Published: Wed. Oct 31st, 2012

On October 25 and 26, two teams from Latin America totaling nine businessmen traveled to Illinois to visit Illinois farmers, ethanol plants, learn more about our agricultural industry, and make connections for future marketing plans.  Will future opportunities to explore new markets be squelched by a lack of Foreign Market Development (FMD) and Market Access Program (MAP) funding?

As debates on the farm bill linger on and the chances of getting a farm bill passed before the end of 2012 become slimmer, so does the opportunity for funding to engage buyers in other markets like the Colombian market IL Corn worked with last week.

The participating companies we visited with represented approximately 4 million metric tons of imports.  And Illinois Corn, together with the US Grains Council, placed those buyers in the hands of Illinois sellers.

According to Phil Thornton, IL Corn, Colombia is a valuable marketplace.

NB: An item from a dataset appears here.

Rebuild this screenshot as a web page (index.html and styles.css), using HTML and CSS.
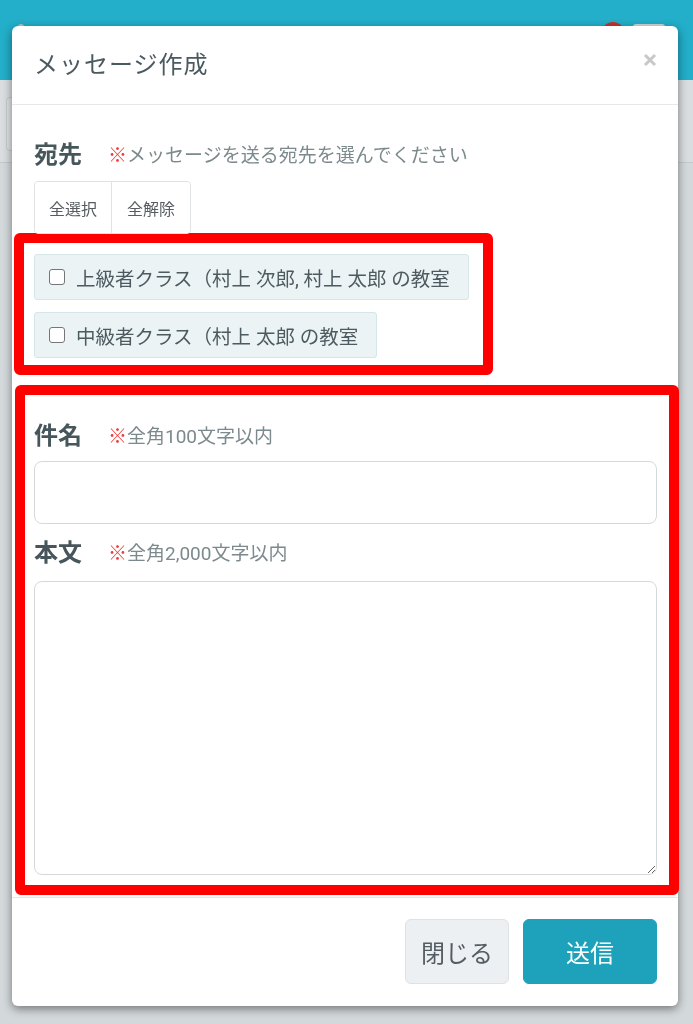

“The Colombia Free Trade Agreement is now passed and Colombians are currently buying from Brazil because is it 75 cents per bushel cheaper than the US for now.  The expectation is for that to narrow up very quickly.  This Latin American tour was a good opportunity to interact with sellers of corn and DDGS.  It was great networking for them as well as for the US farmers and ethanol plants,” he said.

The tour visited the Melvin Price Lock, Center Ethanol, an ADM river terminal, and Larry Hasheider’s farm.  Larry, a farmer from Okawville, is the Illinois Corn Marketing Board District 14 Director.

The group had a lot of questions about environmental impact and government regulations as relates to farmers and to building new locks and dams.  They were interested in how expensive projects were in the US and how long it takes to build new barns or new locks and dams. 

They were also impressed with our ethanol industry, said Thornton.  The Colombians thought the US had done a great job building an ethanol industry so that farmers were getting paid more for their crops and the US is becoming energy independent.  They were a bit jealous of our industry.

In the end, Congress must pass a Farm Bill in 2012 to provide similar levels of funding for FMD and MAP programs to invest in these sorts of opportunities.  Connecting buyers and sellers is a valuable part of a booming export market – the same market President Obama wanted to invest in a few short years ago. 

Farmers – and Americans! – need a Farm Bill Now!